Yes, I know it's a movie. The point I am trying to make is that the definition of a "fight" can vary greatly from person to person. To some it is the pride-based "monkey dance". To others MMA or boxing or even Muay Thai are "fighting". Still to others, it is a life-or-death struggle to survive against potentially unfair odds. You don't know until you are in it, and to be sure you are the one to walk away you must be ready to go as far as is needed to end the situation with minimal harm to yourself.
Sometimes I hear people whisper "I could take him" under their breath when they see people in the dojo train or spar. Could you?? Are you sure??
How can you accurately predict what kind of fight that would be? How do you know without any doubt that person does not have a switch that takes them straight into pure survival mode where they will bite chunks out of your face, tear out your eyes, and stomp you without mercy until you are dead or crippled? Can you really be 100% sure?

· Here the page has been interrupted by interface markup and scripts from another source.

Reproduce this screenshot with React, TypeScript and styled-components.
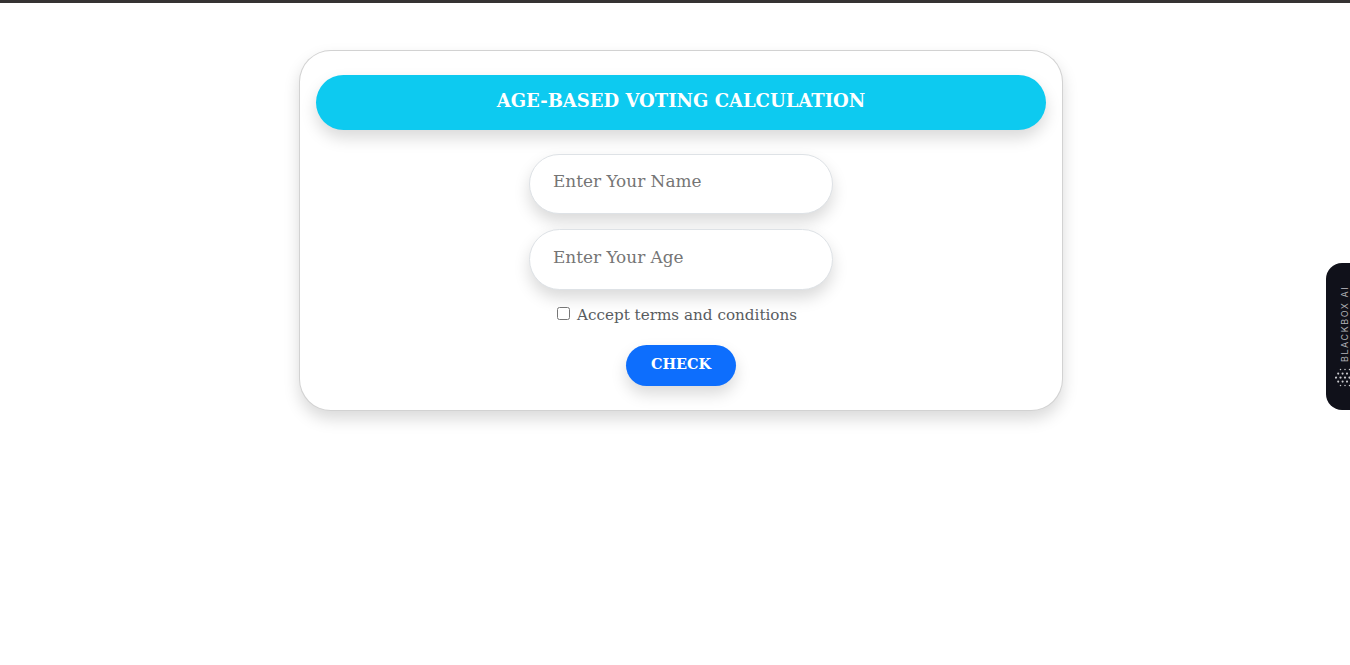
import React from 'react';
import styled, { createGlobalStyle } from 'styled-components';

const GlobalStyle = createGlobalStyle`
  *, *::before, *::after { box-sizing: border-box; }
  html, body { margin: 0; height: 100%; background: #fff; overflow: hidden; }
  body { font-family: 'Bookman Old Style', 'DejaVu Serif', serif; color: #212529; }
`;

const Page = styled.main`
  min-height: 665px;
  padding: 47px 0 0 299px;
  border-top: 3px solid #353333;
`;

const Card = styled.section`
  width: 764px;
  height: 361px;
  padding: 24px 16px;
  display: flex;
  flex-direction: column;
  align-items: center;
  border: 1px solid rgba(0, 0, 0, 0.175);
  border-radius: 32px;
  background: #fff;
  box-shadow: 0 8px 16px rgba(0, 0, 0, 0.15);
`;

const Title = styled.h1`
  width: 100%;
  height: 55px;
  margin: 0 0 24px;
  padding-top: 14px;
  border-radius: 32px;
  background: #0dcaf0;
  box-shadow: 0 8px 16px rgba(0, 0, 0, 0.15);
  color: #fff;
  font-size: 18px;
  line-height: 24px;
  font-weight: 700;
  text-align: center;
  white-space: nowrap;
`;

const Field = styled.input<{ $tall?: boolean }>`
  width: 304px;
  height: ${(p) => (p.$tall ? 61 : 60)}px;
  margin: 0 0 15px;
  padding: 0 23px 6px;
  border: 1px solid #dee2e6;
  border-radius: 32px;
  background: #fff;
  box-shadow: 0 8px 16px rgba(0, 0, 0, 0.15);
  font-family: inherit;
  font-size: 16.9px;
  outline: none;
  &::placeholder { color: #757575; opacity: 1; }
`;

const Terms = styled.label`
  display: flex;
  align-items: center;
  width: 248px;
  height: 20px;
  gap: 7px;
  font-size: 15.2px;
  color: #595c5f;
  white-space: nowrap;
`;

const Checkbox = styled.input`
  flex: none;
  width: 13px;
  height: 13px;
  margin: 0 0 4px;
`;

const CheckButton = styled.button`
  width: 110px;
  height: 41px;
  margin-top: 20px;
  padding: 0 0 4px;
  border: 0;
  border-radius: 32px;
  background: #0d6efd;
  box-shadow: 0 8px 16px rgba(0, 0, 0, 0.15);
  color: #fff;
  font-family: inherit;
  font-size: 14.4px;
  font-weight: 700;
`;

const SideTab = styled.aside`
  position: fixed;
  top: 263px;
  right: 0;
  width: 24px;
  height: 147px;
  padding: 20px 0 0 9px;
  border-radius: 16px 0 0 16px;
  background: #10111a;
  overflow: hidden;
`;

const TabLabel = styled.div`
  width: 20px;
  height: 79px;
  line-height: 20px;
  writing-mode: vertical-rl;
  transform: rotate(180deg);
  font-family: Inter, sans-serif;
  font-size: 9px;
  letter-spacing: 1.55px;
  color: #b3b3b8;
  white-space: nowrap;
`;

const DotLogo = styled.svg`
  display: block;
  margin-top: 6px;
`;

const rows = [
  { y: 1.6, xs: [5.5, 10, 14.5], r: 0.75 },
  { y: 5.6, xs: [3.2, 7.6, 12, 16.4], r: 1.05 },
  { y: 9.6, xs: [1, 5.5, 10, 14.5], r: 1.15 },
  { y: 13.6, xs: [3.2, 7.6, 12, 16.4], r: 1.05 },
  { y: 17.6, xs: [5.5, 10, 14.5], r: 0.75 },
];

export default function App() {
  return (
    <>
      <GlobalStyle />
      <Page>
        <Card>
          <Title>AGE-BASED VOTING CALCULATION</Title>
          <Field placeholder="Enter Your Name" />
          <Field $tall placeholder="Enter Your Age" />
          <Terms>
            <Checkbox type="checkbox" />
            <span>Accept terms and conditions</span>
          </Terms>
          <CheckButton>CHECK</CheckButton>
        </Card>
      </Page>
      <SideTab>
        <TabLabel>BLACKBOX AI</TabLabel>
        <DotLogo width="20" height="20" viewBox="0 0 20 20" fill="#c9c9cd">
          {rows.map((row) =>
            row.xs.map((x) => <circle key={`${x}-${row.y}`} cx={x} cy={row.y} r={row.r} />)
          )}
        </DotLogo>
      </SideTab>
    </>
  );
}
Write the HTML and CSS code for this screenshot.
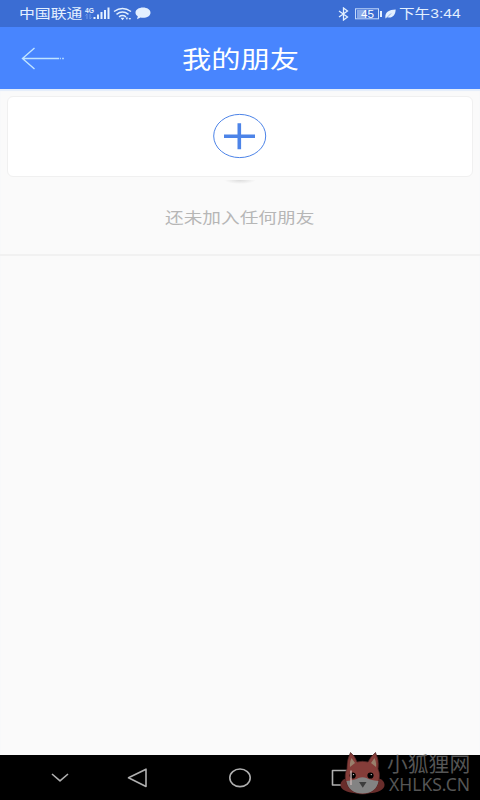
FILE: index.html
```html
<!DOCTYPE html>
<html lang="zh-CN">
<head>
    <meta charset="UTF-8">
    <meta name="viewport" content="width=device-width, initial-scale=1.0">
    <title>我的朋友</title>
    <link rel="stylesheet" href="styles.css">
</head>
<body>

<div class="screen">
    <div class="status-bar">
        <div class="status-left">
            <span class="carrier"><span class="wide">中国联通</span></span>
            <svg class="signal" width="26" height="15" viewBox="0 0 26 15">
                <text x="1" y="6.500" textLength="9" lengthAdjust="spacingAndGlyphs">4G</text>
                <path class="faint" d="M3 8v5M1.500 9.500L3 8M6 8v5M7.500 11.500L6 13"/>
                <path d="M10.500 11v2M14 8.500v4.500M17.500 6v7M21 4v9M24.500 1.500v11.500"/>
            </svg>
            <svg class="wifi" width="19" height="14" viewBox="0 0 19 14">
                <path d="M1 4.500Q9.500-1.500 18 4.500M3.500 7.300Q9.500 2.800 15.500 7.300M6 9.800Q9.500 7.400 13 9.800"/>
                <path class="fill" d="M7.500 10.800h4l-2 2.500zM12.500 10.500h2.500l-1 2.500zM15.500 11h2.500l-1 2z"/>
            </svg>
            <svg class="bubble" width="16" height="13" viewBox="0 0 16 13">
                <path d="M8 .5c4.200 0 7.500 2.200 7.500 5.200S12.200 10.800 8 10.800c-.9 0-1.700-.1-2.500-.3L2 12.300l.8-3C1.300 8.300.5 7.100.5 5.700.5 2.700 3.800.5 8 .5z"/>
            </svg>
        </div>
        <div class="status-right">
            <svg class="bluetooth" width="11" height="14" viewBox="0 0 11 14">
                <path d="M1 4l8.500 6-4 3V1l4 3L1 10"/>
            </svg>
            <svg class="battery" width="28" height="12" viewBox="0 0 28 12">
                <rect class="level" x="2" y="2" width="9" height="8"/>
                <rect class="case" x=".5" y=".8" width="23" height="10"/>
                <path d="M26 3v6"/>
                <text x="6" y="9.500" textLength="13" lengthAdjust="spacingAndGlyphs">45</text>
            </svg>
            <svg class="leaf" width="11" height="10" viewBox="0 0 11 10">
                <path d="M.5 9.500C-.5 4 3 .8 10.700.5 10.500 6.500 7 9.500 2.500 8.300z"/>
                <path class="vein" d="M1.500 9L6 4.500"/>
            </svg>
            <span class="time"><span class="wide">下午3:44</span></span>
        </div>
    </div>

    <div class="header">
        <svg class="back" width="45" height="24" viewBox="0 0 45 24">
            <path d="M13.500 2L1.500 12.500l12 10.500M1.500 12.500H38M38.800 12.500h1M41.200 12.500h1.600"/>
        </svg>
        <h1><span class="wide">我的朋友</span></h1>
    </div>

    <div class="content">
        <div class="card">
            <svg class="add" width="54" height="46" viewBox="0 0 54 46">
                <ellipse cx="26.700" cy="23" rx="26" ry="21.600"/>
                <path d="M11 23.300h31M26.300 10.300v26"/>
            </svg>
        </div>
        <div class="handle"></div>
        <p class="empty"><span class="wide">还未加入任何朋友</span></p>
    </div>

    <div class="nav-bar">
        <svg class="nav-icons" width="480" height="45" viewBox="0 0 480 45">
            <path d="M52 19l8 6.800L68 19"/>
            <path d="M146 14.200v17.300L128.500 22.800z"/>
            <ellipse cx="240" cy="22.800" rx="10.200" ry="8.800"/>
            <rect x="332.500" y="15.500" width="18.500" height="14.500"/>
        </svg>
        <div class="watermark">
            <svg class="fox" width="46" height="44" viewBox="0 0 46 44">
                <path class="tail" d="M7 27C1 29-1 33 1.500 37 5 41 12 42.500 22 42.500s18-1 21.500-5.500C46 33 44 29 38 27z"/>
                <path class="fur" d="M10.500 1.500Q6.500 9 7 18C4.500 22 5 29 6.500 32 9 39 15 43 22.500 43S36 39 38 32C40 27 40 22 38 18Q39.500 9 35.500 1.500 31 5 28 11q-5.500-1.500-11 0Q15 5 10.500 1.500z"/>
                <path class="ear" d="M11.500 7q-2 4-1.500 9l5-4zM34.500 7q2 4 1.500 9l-5-4z"/>
                <path class="face" d="M6.500 30q9-1 12-3 4-1.500 8 0 3 2 12 3C37.500 38 31 42.500 22.500 42.500S7.500 38 6.500 30z"/>
                <circle cx="12.700" cy="24.500" r="3.100"/>
                <circle cx="30.500" cy="24.500" r="3.100"/>
                <circle class="glint" cx="13.500" cy="23.600" r=".7"/>
                <circle class="glint" cx="31.300" cy="23.600" r=".7"/>
                <path class="nose" d="M19 31h7.500l-3.700 5.800z"/>
                <path class="edge" d="M11 19.500v14.500"/>
            </svg>
            <div class="site">
                <span class="site-name">小狐狸网</span>
                <span class="site-url">XHLKS.CN</span>
            </div>
        </div>
    </div>
</div>

</body>
</html>
```
FILE: styles.css
```css
body {
    margin: 0;
    font-family: "Noto Sans", "Noto Sans CJK SC", sans-serif;
    background-color: #fafafa;
}
svg {
    display: block;
    flex: none;
    fill: none;
}
.screen {
    display: flex;
    flex-direction: column;
    width: 480px;
    height: 800px;
}
.wide {
    display: inline-block;
    white-space: nowrap;
    transform: scaleX(1.22);
    transform-origin: left center;
}
.status-bar {
    display: flex;
    justify-content: space-between;
    height: 27px;
    padding: 0 19px 0 19px;
    box-sizing: border-box;
    background-color: #3b6dd3;
    color: #e3f0ff;
    font-size: 13px;
    line-height: 27px;
}
.status-left, .status-right {
    display: flex;
    align-items: center;
}
.carrier {
    width: 65px;
}
.time {
    width: 62px;
    margin-left: 3px;
    font-family: "Liberation Sans", "Noto Sans CJK SC", sans-serif;
}
.time .wide {
    transform: scaleX(1.2);
}
.signal {
    stroke: #e3f0ff;
    stroke-width: 2;
}
.signal text {
    font: bold 8px "Liberation Sans", sans-serif;
    fill: #e3f0ff;
    stroke: none;
}
.signal .faint {
    stroke: #739be8;
    stroke-width: 1;
}
.wifi {
    margin-left: 3px;
    stroke: #e3f0ff;
    stroke-width: 1.5;
}
.wifi .fill {
    fill: #e3f0ff;
    stroke: none;
}
.bubble {
    margin-left: 3px;
    fill: #e3f0ff;
}
.bluetooth {
    stroke: #e3f0ff;
    stroke-width: 1.3;
}
.battery {
    margin-left: 6px;
    stroke: #c5dafb;
}
.battery path {
    stroke: #e3f0ff;
    stroke-width: 2;
}
.battery .level {
    fill: #89a9e8;
    stroke: none;
}
.battery text {
    font: 10px "Liberation Sans", sans-serif;
    fill: #fff;
    stroke: none;
}
.leaf {
    margin-left: 2px;
    fill: #e3f0ff;
}
.leaf .vein {
    stroke: #3b6dd3;
    stroke-width: 0.5;
}
.header {
    display: flex;
    align-items: center;
    height: 62px;
    padding-left: 21px;
    background-color: #4885fe;
}
.back {
    stroke: #c0e4ff;
    stroke-width: 1.4;
}
h1 {
    width: 118px;
    margin: 0 0 0 116px;
    color: #fff;
    font-size: 24px;
    font-weight: 400;
    line-height: 62px;
    padding-top: 2px;
}
.content {
    flex: 1;
    background-color: #fafafa;
    box-shadow: inset 0 2px 1px #e3edfb;
}
.content::before {
    content: "";
    display: table;
}
.card {
    display: flex;
    justify-content: center;
    height: 81px;
    margin: 7px 7px 0;
    padding-top: 16px;
    box-sizing: border-box;
    border: 1px solid #f0f0f0;
    border-radius: 6px;
    background-color: #fff;
}
.add {
    stroke: #4d84e8;
}
.add path {
    stroke-width: 3.6;
}
.handle {
    width: 32px;
    height: 4px;
    margin: 3px auto 0;
    background: radial-gradient(ellipse at top, #dcdcdc, #fafafa 70%);
}
.empty {
    height: 70px;
    margin: 0;
    padding-left: 165px;
    border-bottom: 2px solid #f1f1f1;
    color: #b6b6b6;
    font-size: 15.3px;
    line-height: 67px;
}
.nav-bar {
    position: relative;
    height: 45px;
    background-color: #000;
}
.nav-icons {
    stroke: #b0b0b0;
    stroke-width: 1.6;
    stroke-linejoin: round;
}
/* site mark sits over the nav bar */
.watermark {
    position: absolute;
    top: -4px;
    right: 8px;
    display: flex;
    width: 132px;
}
.fox {
    fill: #000;
}
.fox .tail {
    fill: #692d2b;
}
.fox .fur {
    fill: #853d39;
    stroke: #4b2322;
    stroke-width: 0.7;
}
.fox .ear {
    fill: #99806c;
}
.fox .face {
    fill: #838383;
}
.fox .glint {
    fill: #ccc;
}
.fox .nose {
    fill: #3d3d3d;
}
.fox .edge {
    fill: none;
    stroke: #c9b4b2;
    stroke-width: 1.4;
}
.site {
    display: flex;
    flex-direction: column;
    color: #555;
    white-space: nowrap;
}
.site-name {
    height: 23px;
    margin-left: 1px;
    font-size: 20.8px;
    line-height: 26px;
}
.site-url {
    margin-left: 3px;
    font-size: 17.5px;
    line-height: 21px;
}
```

After 35 years in and around martial arts, in my daily life I am rarely afraid. That said, I still avoid every single fight I can avoid. That's right. EVERY SINGLE ONE. Because fights are unpredictable and people are unpredictable I talk my way out, walk away or run away if I can every time. Given an alternative I simply won't fight. When I am given no alternative, my definition of a fight has no rules, no time limit, and no referee. It ends when I end the other person's will to continue or they end me. I will grab the nearest usable weapon I can find. I will use any and all unfair means to my fullest advantage. I fight DIRTY. I suggest you do, too.
Don't assume your definition of a fight is your opponent's. Don't assume the other guy will fight fair.
Never underestimate how savage a fight can be, or how quickly it can escalate into deadly use of force. When cornered, get on the offensive quickly and deliver the maximum violence in the minimum time. Don't stop until you are completely sure it is over. Then, get out of there as fast as you possibly can. Protect yourself at all times. Be the one who walks away.